Manche Emotionsforscher:innen definieren eine bestimmte Anzahl von
Grundgefühlen – Angst ist immer dabei. Wie sehen Sie das?
Ich lasse mich da nicht darauf ein, weil Emotionen, physiologisch
betrachtet, keine so spezifischen Muster haben.
Nicht?
Wir haben solche Ideen, dass unser Herz ganz doll schlägt, wenn wir
aufgeregt sind oder uns fürchten. Aber das stimmt so nicht. Für Studien im
Labor wurden Leuten Filme gezeigt, die Emotionen hervorrufen – und sie
wurden anschließend gefragt, was in ihrem Körper passiert. Ihre Wahrnehmung
stimmte nicht mit den objektiv messbaren Daten überein. Zum anderen kam
dabei heraus, dass sich die Emotionen gar nicht so deutlich voneinander
unterscheiden.
Mein Körper [1][macht bei Trauer] also dasselbe wie bei Wut?

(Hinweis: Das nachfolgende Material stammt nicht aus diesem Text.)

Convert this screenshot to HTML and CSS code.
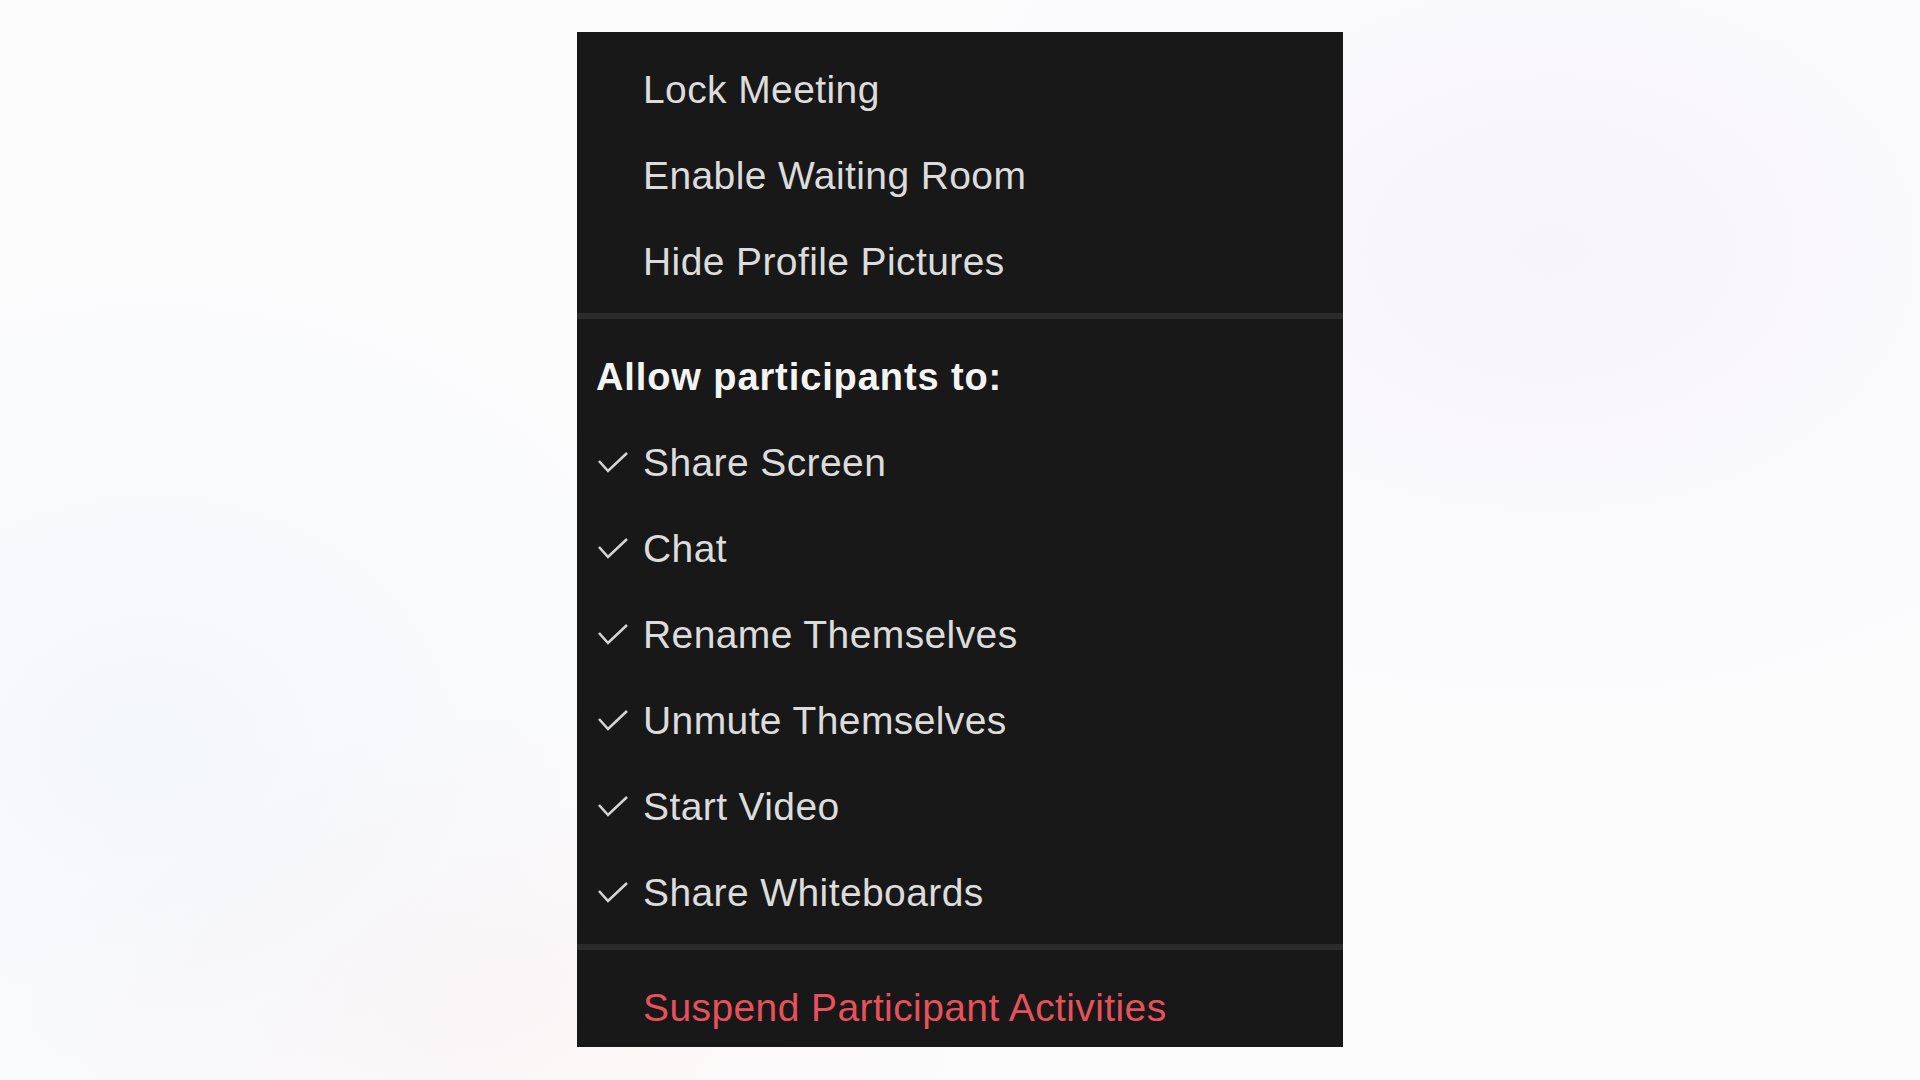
FILE: index.html
```html
<!DOCTYPE html>
<html>

<head>
    <meta charset="utf-8">
    <title>Participant Options</title>
    <link rel="stylesheet" href="styles.css">
</head>

<body>
    <div class="menu">
        <ul class="group">
            <li class="item"><span class="mark"></span>Lock Meeting</li>
            <li class="item"><span class="mark"></span>Enable Waiting Room</li>
            <li class="item"><span class="mark"></span>Hide Profile Pictures</li>
        </ul>

        <div class="divider"></div>

        <!-- Permissions -->
        <ul class="group perms">
            <li class="heading">Allow participants to:</li>
            <li class="item"><span class="mark"><svg class="check" viewBox="0 0 30 22"><path d="M1 10 L10 20 L29 2" /></svg></span>Share Screen</li>
            <li class="item"><span class="mark"><svg class="check" viewBox="0 0 30 22"><path d="M1 10 L10 20 L29 2" /></svg></span>Chat</li>
            <li class="item"><span class="mark"><svg class="check" viewBox="0 0 30 22"><path d="M1 10 L10 20 L29 2" /></svg></span>Rename Themselves</li>
            <li class="item"><span class="mark"><svg class="check" viewBox="0 0 30 22"><path d="M1 10 L10 20 L29 2" /></svg></span>Unmute Themselves</li>
            <li class="item"><span class="mark"><svg class="check" viewBox="0 0 30 22"><path d="M1 10 L10 20 L29 2" /></svg></span>Start Video</li>
            <li class="item"><span class="mark"><svg class="check" viewBox="0 0 30 22"><path d="M1 10 L10 20 L29 2" /></svg></span>Share Whiteboards</li>
        </ul>

        <div class="divider"></div>

        <ul class="group last">
            <li class="item danger"><span class="mark"></span>Suspend Participant Activities</li>
        </ul>
    </div>
</body>

</html>
```

FILE: styles.css
```css
body {
    margin: 0;
    padding: 0;
    height: 1080px;
    overflow: hidden;
    font-family: "Liberation Sans", Arial, sans-serif;
    background-color: #fcfcfd;
    background-image:
        radial-gradient(ellipse 700px 500px at 1550px 250px, rgba(246, 243, 250, 0.8), rgba(246, 243, 250, 0)),
        radial-gradient(ellipse 600px 500px at 150px 750px, rgba(241, 245, 250, 0.7), rgba(241, 245, 250, 0)),
        radial-gradient(ellipse 500px 300px at 500px 1000px, rgba(252, 244, 244, 0.8), rgba(252, 244, 244, 0));
}

.menu {
    width: 766px;
    height: 1000px;
    margin: 32px auto 0;
    padding-top: 15px;
    background-color: #181818;
    overflow: hidden;
}

ul {
    list-style-type: none;
    margin: 0;
    padding: 0;
}

.group {
    padding-bottom: 8px;
}

.perms {
    padding-top: 15px;
    padding-bottom: 8px;
}

.last {
    padding-top: 15px;
}

.item {
    display: flex;
    align-items: center;
    height: 86px;
    line-height: 86px;
    font-size: 39px;
    letter-spacing: 0.4px;
    color: #dcdcdc;
    white-space: nowrap;
}

.mark {
    display: flex;
    align-items: center;
    width: 66px;
    height: 86px;
    flex-shrink: 0;
}

.check {
    width: 30px;
    height: 22px;
    margin-left: 21px;
    margin-top: -2px;
}

.check path {
    fill: none;
    stroke: #d4d4d4;
    stroke-width: 2.6;
}

.heading {
    height: 86px;
    line-height: 86px;
    padding-left: 19px;
    font-size: 38px;
    font-weight: bold;
    letter-spacing: 0.9px;
    color: #f4f4f4;
    white-space: nowrap;
}

.danger {
    color: #e8515c;
}

.divider {
    height: 6px;
    background-color: #2b2b2b;
}
```
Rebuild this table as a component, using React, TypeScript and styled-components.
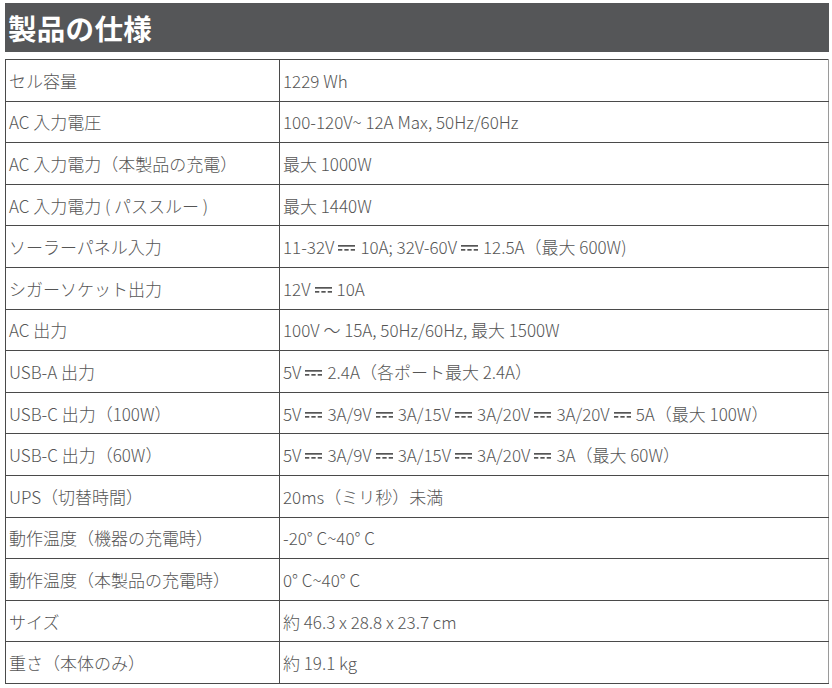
import React from "react";
import styled, { createGlobalStyle } from "styled-components";

const Global = createGlobalStyle`
  html, body { margin: 0; padding: 0; background: #fff; }
  body { font-family: "Noto Sans CJK JP", "Noto Sans", sans-serif; }
`;

const Page = styled.div`
  width: 832px;
  padding: 3px 3px 0 5px;
  box-sizing: border-box;
`;

const Header = styled.h2`
  margin: 0;
  height: 49px;
  background: #555658;
  color: #fff;
  font-size: 28.5px;
  font-weight: 700;
  line-height: 49px;
  padding-left: 3px;
  letter-spacing: 0.3px;
`;

const Table = styled.table`
  margin-top: 7px;
  width: 824px;
  border-collapse: collapse;
  table-layout: fixed;
  color: #555;
  font-size: 17px;
  font-weight: 300;
`;

const Row = styled.tr`
  height: 41.6px;
`;

const Cell = styled.td<{ $w?: number }>`
  border: 1px solid #4a4a4a;
  padding: 0 0 0 3px;
  vertical-align: middle;
  white-space: nowrap;
  width: ${(p) => (p.$w ? `${p.$w}px` : "auto")};
  &:last-child { border-right-color: #9a9a9a; }
`;

const DcWrap = styled.svg`
  display: inline-block;
  width: 17px;
  height: 8px;
  margin: 0 5px 0 4px;
  vertical-align: 2px;
`;

const Dc = () => (
  <DcWrap viewBox="0 0 17 8">
    <rect x="0" y="1" width="17" height="1.7" fill="#555" />
    <rect x="0" y="5" width="4.3" height="1.7" fill="#555" />
    <rect x="6.35" y="5" width="4.3" height="1.7" fill="#555" />
    <rect x="12.7" y="5" width="4.3" height="1.7" fill="#555" />
  </DcWrap>
);

const D = "§";
const rows: [string, string][] = [
  ["セル容量", "1229 Wh"],
  ["AC 入力電圧", "100-120V~ 12A Max, 50Hz/60Hz"],
  ["AC 入力電力（本製品の充電）", "最大 1000W"],
  ["AC 入力電力 ( パススルー )", "最大 1440W"],
  ["ソーラーパネル入力", `11-32V${D}10A; 32V-60V${D}12.5A（最大 600W)`],
  ["シガーソケット出力", `12V${D}10A`],
  ["AC 出力", "100V 〜 15A, 50Hz/60Hz, 最大 1500W"],
  ["USB-A 出力", `5V${D}2.4A（各ポート最大 2.4A）`],
  ["USB-C 出力（100W）", `5V${D}3A/9V${D}3A/15V${D}3A/20V${D}3A/20V${D}5A（最大 100W）`],
  ["USB-C 出力（60W）", `5V${D}3A/9V${D}3A/15V${D}3A/20V${D}3A（最大 60W）`],
  ["UPS（切替時間）", "20ms（ミリ秒）未満"],
  ["動作温度（機器の充電時）", "-20° C~40° C"],
  ["動作温度（本製品の充電時）", "0° C~40° C"],
  ["サイズ", "約 46.3 x 28.8 x 23.7 cm"],
  ["重さ（本体のみ）", "約 19.1 kg"],
];

const renderValue = (v: string) => {
  const parts = v.split(D);
  return parts.map((p, i) => (
    <React.Fragment key={i}>
      {p}
      {i < parts.length - 1 && <Dc />}
    </React.Fragment>
  ));
};

export default function App() {
  return (
    <Page>
      <Global />
      <Header>製品の仕様</Header>
      <Table>
        <tbody>
          {rows.map(([k, v], i) => (
            <Row key={i}>
              <Cell $w={270}>{k}</Cell>
              <Cell>{renderValue(v)}</Cell>
            </Row>
          ))}
        </tbody>
      </Table>
    </Page>
  );
}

Nein, das nicht. Es gibt aktive und ruhige Zustände. Aber innerhalb dieser
Zustände sind die Unterschiede nicht besonders groß.
Ist es möglich, dass wir einfach keine geeigneten Instrumente haben, um
Gefühle und ihren Variantenreichtum zu messen?
Das können wir nicht ausschließen. Viele Gefühlsforscher:innen
betrachten ja nicht einfach nur die physiologischen Reaktionen wie Puls,
Temperatur, hormonelle Verschiebungen und Muskelanspannungen, sondern auch
den Ausdruck im Gesicht und die Selbstwahrnehmung, also das, was ihnen die
Leute erzählen. Und wir sind heute weiter als der sehr bekannte Forscher
Paul Ekman, der gesagt hatte, Emotionen seien wie Programme, die immer
gleich ablaufen, wenn sie angestoßen werden.
Wir sprechen abwechselnd von Emotionen und Gefühlen. Gibt es einen
Unterschied?
Nein. In der Gefühlsforschung setzt sich gerade durch, von „affective
processes“ zu sprechen, also von affektiven Vorgängen. Das ist im Deutschen
verwirrend, weil wir unter „Affekt“ eine sehr intensive, vielleicht sogar
plötzliche Emotion verstehen.
Was ist im Englischen gemeint?
Das umfasst beispielsweise auch Stimmungen …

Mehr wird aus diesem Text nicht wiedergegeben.